Output the first line of the listing and each line after it, up to and including the line that contains "page body ---------- */", exactly as written, minus the pictures.
─── SUPPLIED DATA
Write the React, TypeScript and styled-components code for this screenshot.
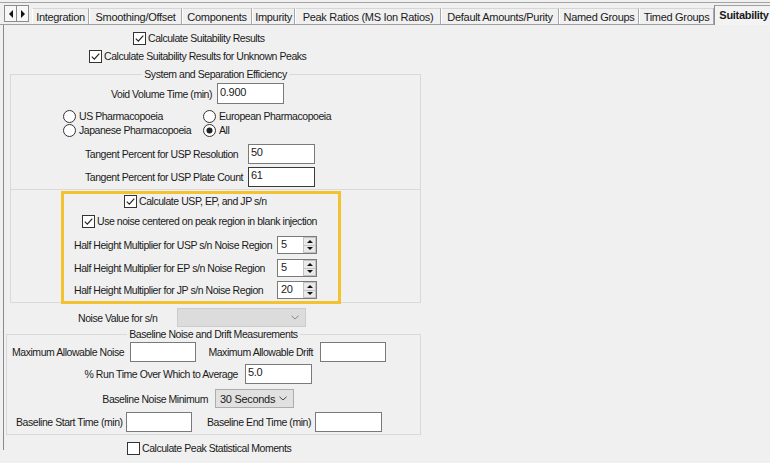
import React from 'react';
import styled, { createGlobalStyle } from 'styled-components';

const GlobalStyle = createGlobalStyle`
  html, body {
    margin: 0;
    padding: 0;
    background: #f0f0f0;
  }
  body {
    font-family: "Liberation Sans", Arial, sans-serif;
    color: #1a1a1a;
  }
`;

const Window = styled.div`
  width: 770px;
  height: 463px;
  overflow: hidden;
  background: #f0f0f0;
  font-size: 10.5px;
  letter-spacing: -0.45px;
`;

/* ---------- tabs ---------- */

const TabStrip = styled.div`
  display: flex;
  align-items: flex-end;
  height: 21px;
  margin-top: 2px;
  padding-left: 4px;
  border-top: 1px solid #a4a4a4;
  border-bottom: 1px solid #a0a0a0;
`;

const ScrollArrows = styled.div`
  display: flex;
  align-self: flex-start;
  margin-top: 2px;
  margin-right: 3px;
`;

const ArrowButton = styled.span`
  box-sizing: border-box;
  width: 13px;
  height: 17px;
  border: 1px solid #8c8c8c;
  background: #f7f7f7;
  display: flex;
  align-items: center;
  justify-content: center;

  & + & {
    margin-left: -1px;
  }
`;

const Tab = styled.div<{ $w: number; $active?: boolean }>`
  box-sizing: border-box;
  flex: none;
  width: ${({ $w }) => $w}px;
  height: ${({ $active }) => ($active ? 20 : 16)}px;
  margin-bottom: ${({ $active }) => ($active ? -1 : 0)}px;
  display: flex;
  align-items: center;
  justify-content: center;
  font-size: 11px;
  letter-spacing: -0.3px;
  white-space: nowrap;
  background: ${({ $active }) => ($active ? '#f3f3f3' : '#f0f0f0')};
  border-top: 1px solid ${({ $active }) => ($active ? '#a0a0a0' : '#d6d6d6')};
  border-left: 1px solid ${({ $active }) => ($active ? '#8c8c8c' : '#ffffff')};
  border-right: 1px solid ${({ $active }) => ($active ? 'transparent' : '#a8a8a8')};
  font-weight: ${({ $active }) => ($active ? 700 : 400)};
  padding-bottom: ${({ $active }) => ($active ? 2 : 0)}px;
`;

/* ---------- page body ---------- */

const Panel = styled.div`
  display: flex;
  flex-direction: column;
  margin-left: 3px;
  height: 425px;
  border-left: 1px solid #8a8a8a;
`;

const Row = styled.div<{ $top: number; $pad?: number; $h: number }>`
  display: flex;
  align-items: center;
  flex: none;
  height: ${({ $h }) => $h}px;
  margin-top: ${({ $top }) => $top}px;
  padding-left: ${({ $pad }) => $pad ?? 0}px;
`;

const Label = styled.span<{ $w: number; $right?: boolean; $gap?: number }>`
  box-sizing: border-box;
  flex: none;
  width: ${({ $w }) => $w}px;
  padding-right: ${({ $gap }) => $gap ?? 0}px;
  text-align: ${({ $right }) => ($right ? 'right' : 'left')};
  white-space: nowrap;
`;

const TextBox = styled.input<{ $w: number; $h: number; $focus?: boolean }>`
  box-sizing: border-box;
  flex: none;
  width: ${({ $w }) => $w}px;
  height: ${({ $h }) => $h}px;
  margin: 0;
  padding: 0 2px 4px 2px;
  border: 1px solid ${({ $focus }) => ($focus ? '#3a3a3a' : '#7a7a7a')};
  border-radius: 0;
  background: #fff;
  font-family: inherit;
  font-size: 11px;
  letter-spacing: -0.3px;
  color: #1a1a1a;
  outline: none;
`;

const Group = styled.fieldset<{ $top: number; $left: number; $w: number }>`
  box-sizing: border-box;
  flex: none;
  min-width: 0;
  width: ${({ $w }) => $w}px;
  margin: ${({ $top }) => $top}px 0 0 ${({ $left }) => $left}px;
  padding: 0 0 2px 0;
  border: 1px solid #d9d9d9;
`;

const GroupTitle = styled.legend`
  margin: 0 auto;
  padding: 0 2px;
  line-height: 12px;
  height: 12px;
`;

const PlainGroup = styled.div`
  box-sizing: border-box;
  flex: none;
  width: 411px;
  margin-left: 6px;
  padding-top: 1px;
  border: 1px solid #d9d9d9;
  border-top: none;
`;

const Highlight = styled.div`
  box-sizing: border-box;
  width: 280px;
  margin-left: 50px;
  margin-bottom: -2px;
  padding-bottom: 2px;
  border: 3px solid #f2c230;
  position: relative;
`;

const Box = styled.span`
  box-sizing: border-box;
  flex: none;
  width: 13px;
  height: 13px;
  border: 1px solid #333;
  background: #fff;
  display: flex;
  align-items: center;
  justify-content: center;
  margin-right: 2px;
`;

const RadioCircle = styled.span`
  box-sizing: border-box;
  flex: none;
  width: 13px;
  height: 13px;
  border: 1px solid #333;
  border-radius: 50%;
  background: #fff;
  display: flex;
  align-items: center;
  justify-content: center;
  margin-right: 3px;
`;

const RadioGrid = styled.div`
  display: grid;
  grid-template-columns: 140px auto;
  grid-auto-rows: 14px;
  margin-top: 5px;
  padding-left: 52px;
`;

const RadioItem = styled.div`
  display: flex;
  align-items: center;
  white-space: nowrap;
`;

const Spin = styled.div`
  box-sizing: border-box;
  flex: none;
  display: flex;
  width: 40px;
  height: 18px;
  border: 1px solid #7a7a7a;
  background: #fff;
`;

const SpinValue = styled.span`
  flex: 1;
  padding: 1px 3px 0;
  font-size: 11px;
  letter-spacing: -0.3px;
  line-height: 13px;
`;

const SpinButtons = styled.div`
  display: flex;
  flex-direction: column;
  width: 13px;
  margin: 0 0 0 1px;
`;

const SpinButton = styled.span`
  flex: 1;
  box-sizing: border-box;
  display: flex;
  align-items: center;
  justify-content: center;
  background: #e9e9e9;
  border: 1px solid #c2c2c2;

  & + & {
    border-top: none;
  }
`;

const Select = styled.div<{ $w: number; $disabled?: boolean }>`
  box-sizing: border-box;
  flex: none;
  display: flex;
  align-items: center;
  justify-content: space-between;
  width: ${({ $w }) => $w}px;
  height: 19px;
  padding: 0 6px 0 4px;
  border: 1px solid ${({ $disabled }) => ($disabled ? '#cccccc' : '#adadad')};
  background: ${({ $disabled }) => ($disabled ? '#dcdcdc' : '#e1e1e1')};
  font-size: 11px;
  letter-spacing: -0.3px;
  white-space: nowrap;
`;

/* ---------- small drawings ---------- */

const Check = ({ on }: { on: boolean }) => (
  <Box>
    {on && (
      <svg width="11" height="11" viewBox="0 0 11 11">
        <polyline points="1.8,5.6 4.3,8.1 9.3,2.6" fill="none" stroke="#222" strokeWidth="1.2" />
      </svg>
    )}
  </Box>
);

const CheckItem = ({ on, text }: { on: boolean; text: string }) => (
  <>
    <Check on={on} />
    <span style={{ whiteSpace: 'nowrap' }}>{text}</span>
  </>
);

const Radio = ({ on, text }: { on: boolean; text: string }) => (
  <RadioItem>
    <RadioCircle>
      {on && (
        <svg width="7" height="7" viewBox="0 0 7 7">
          <circle cx="3.5" cy="3.5" r="3" fill="#222" />
        </svg>
      )}
    </RadioCircle>
    {text}
  </RadioItem>
);

const Chevron = ({ color }: { color: string }) => (
  <svg width="8" height="5" viewBox="0 0 8 5">
    <polyline points="0.5,0.8 4,4 7.5,0.8" fill="none" stroke={color} strokeWidth="1" />
  </svg>
);

const Triangle = ({ dir }: { dir: 'left' | 'right' | 'up' | 'down' }) => {
  const pts = {
    left: '5,0 5,8 1,4',
    right: '1,0 1,8 5,4',
    up: '0,4 3,1 6,4',
    down: '0,1 3,4 6,1',
  }[dir];
  const small = dir === 'up' || dir === 'down';
  return (
    <svg width={small ? 6 : 6} height={small ? 5 : 8} viewBox={small ? '0 0 6 5' : '0 0 6 8'}>
      <polygon points={pts} fill="#111" />
    </svg>
  );
};

const SpinBox = ({ value }: { value: string }) => (
  <Spin>
    <SpinValue>{value}</SpinValue>
    <SpinButtons>
      <SpinButton>
        <Triangle dir="up" />
      </SpinButton>
      <SpinButton>
        <Triangle dir="down" />
      </SpinButton>
    </SpinButtons>
  </Spin>
);

const tabs = [
  { label: 'Integration', w: 57 },
  { label: 'Smoothing/Offset', w: 93 },
  { label: 'Components', w: 70 },
  { label: 'Impurity', w: 43 },
  { label: 'Peak Ratios (MS Ion Ratios)', w: 146 },
  { label: 'Default Amounts/Purity', w: 118 },
  { label: 'Named Groups', w: 80 },
  { label: 'Timed Groups', w: 75 },
];

const multipliers = [
  { label: 'Half Height Multiplier for USP s/n Noise Region', value: '5', top: 8 },
  { label: 'Half Height Multiplier for EP s/n Noise Region', value: '5', top: 5 },
  { label: 'Half Height Multiplier for JP s/n Noise Region', value: '20', top: 4 },
];

export default function App() {
  return (
    <>
      <GlobalStyle />
      <Window>
        <TabStrip>
          <ScrollArrows>
            <ArrowButton>
              <Triangle dir="left" />
            </ArrowButton>
            <ArrowButton>
              <Triangle dir="right" />
            </ArrowButton>
          </ScrollArrows>
          {tabs.map((t) => (
            <Tab key={t.label} $w={t.w}>
              {t.label}
            </Tab>
          ))}
          <Tab $w={60} $active>
            Suitability
          </Tab>
        </TabStrip>

        <Panel>
          <Row $top={6} $pad={129} $h={14}>
            <CheckItem on text="Calculate Suitability Results" />
          </Row>
          <Row $top={4} $pad={85} $h={14}>
            <CheckItem on text="Calculate Suitability Results for Unknown Peaks" />
          </Row>

          <Group $top={5} $left={6} $w={411}>
            <GroupTitle>System and Separation Efficiency</GroupTitle>
            <Row $top={3} $h={21}>
              <Label $w={206} $right $gap={5}>
                Void Volume Time (min)
              </Label>
              <TextBox $w={67} $h={21} readOnly defaultValue="0.900" />
            </Row>
            <RadioGrid>
              <Radio on={false} text="US Pharmacopoeia" />
              <Radio on={false} text="European Pharmacopoeia" />
              <Radio on={false} text="Japanese Pharmacopoeia" />
              <Radio on text="All" />
            </RadioGrid>
            <Row $top={7} $pad={74} $h={20}>
              <Label $w={163}>Tangent Percent for USP Resolution</Label>
              <TextBox $w={67} $h={20} readOnly defaultValue="50" />
            </Row>
            <Row $top={3} $pad={74} $h={20}>
              <Label $w={163}>Tangent Percent for USP Plate Count</Label>
              <TextBox $w={67} $h={20} $focus readOnly defaultValue="61" />
            </Row>
          </Group>

          <PlainGroup>
            <Highlight>
              <Row $top={0} $pad={60} $h={14}>
                <CheckItem on text="Calculate USP, EP, and JP s/n" />
              </Row>
              <Row $top={6} $pad={18} $h={14}>
                <CheckItem on text="Use noise centered on peak region in blank injection" />
              </Row>
              {multipliers.map((m) => (
                <Row key={m.label} $top={m.top} $pad={10} $h={18}>
                  <Label $w={203}>{m.label}</Label>
                  <SpinBox value={m.value} />
                </Row>
              ))}
            </Highlight>
          </PlainGroup>

          <Row $top={5} $pad={74} $h={19}>
            <Label $w={99}>Noise Value for s/n</Label>
            <Select $w={129} $disabled>
              <span />
              <Chevron color="#8a8a8a" />
            </Select>
          </Row>

          <Group $top={1} $left={2} $w={415}>
            <GroupTitle>Baseline Noise and Drift Measurements</GroupTitle>
            <Row $top={2} $pad={5} $h={20}>
              <Label $w={118}>Maximum Allowable Noise</Label>
              <TextBox $w={66} $h={20} readOnly defaultValue="" />
              <Label $w={124} $right $gap={7}>
                Maximum Allowable Drift
              </Label>
              <TextBox $w={66} $h={20} readOnly defaultValue="" />
            </Row>
            <Row $top={2} $h={20}>
              <Label $w={238} $right $gap={7}>
                % Run Time Over Which to Average
              </Label>
              <TextBox $w={67} $h={20} readOnly defaultValue="5.0" />
            </Row>
            <Row $top={5} $h={19}>
              <Label $w={208} $right $gap={7}>
                Baseline Noise Minimum
              </Label>
              <Select $w={79}>
                <span>30 Seconds</span>
                <Chevron color="#444" />
              </Select>
            </Row>
            <Row $top={4} $pad={9} $h={20}>
              <Label $w={110}>Baseline Start Time (min)</Label>
              <TextBox $w={66} $h={20} readOnly defaultValue="" />
              <Label $w={123} $right $gap={4}>
                Baseline End Time (min)
              </Label>
              <TextBox $w={67} $h={20} readOnly defaultValue="" />
            </Row>
          </Group>

          <Row $top={6} $pad={123} $h={14}>
            <CheckItem on={false} text="Calculate Peak Statistical Moments" />
          </Row>
        </Panel>
      </Window>
    </>
  );
}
──────
● **ANSWER TO THE EXERCISE**:
Write the React, TypeScript and styled-components code for this screenshot.
import React from 'react';
import styled, { createGlobalStyle } from 'styled-components';

const GlobalStyle = createGlobalStyle`
  html, body {
    margin: 0;
    padding: 0;
    background: #f0f0f0;
  }
  body {
    font-family: "Liberation Sans", Arial, sans-serif;
    color: #1a1a1a;
  }
`;

const Window = styled.div`
  width: 770px;
  height: 463px;
  overflow: hidden;
  background: #f0f0f0;
  font-size: 10.5px;
  letter-spacing: -0.45px;
`;

/* ---------- tabs ---------- */

const TabStrip = styled.div`
  display: flex;
  align-items: flex-end;
  height: 21px;
  margin-top: 2px;
  padding-left: 4px;
  border-top: 1px solid #a4a4a4;
  border-bottom: 1px solid #a0a0a0;
`;

const ScrollArrows = styled.div`
  display: flex;
  align-self: flex-start;
  margin-top: 2px;
  margin-right: 3px;
`;

const ArrowButton = styled.span`
  box-sizing: border-box;
  width: 13px;
  height: 17px;
  border: 1px solid #8c8c8c;
  background: #f7f7f7;
  display: flex;
  align-items: center;
  justify-content: center;

  & + & {
    margin-left: -1px;
  }
`;

const Tab = styled.div<{ $w: number; $active?: boolean }>`
  box-sizing: border-box;
  flex: none;
  width: ${({ $w }) => $w}px;
  height: ${({ $active }) => ($active ? 20 : 16)}px;
  margin-bottom: ${({ $active }) => ($active ? -1 : 0)}px;
  display: flex;
  align-items: center;
  justify-content: center;
  font-size: 11px;
  letter-spacing: -0.3px;
  white-space: nowrap;
  background: ${({ $active }) => ($active ? '#f3f3f3' : '#f0f0f0')};
  border-top: 1px solid ${({ $active }) => ($active ? '#a0a0a0' : '#d6d6d6')};
  border-left: 1px solid ${({ $active }) => ($active ? '#8c8c8c' : '#ffffff')};
  border-right: 1px solid ${({ $active }) => ($active ? 'transparent' : '#a8a8a8')};
  font-weight: ${({ $active }) => ($active ? 700 : 400)};
  padding-bottom: ${({ $active }) => ($active ? 2 : 0)}px;
`;

/* ---------- page body ---------- */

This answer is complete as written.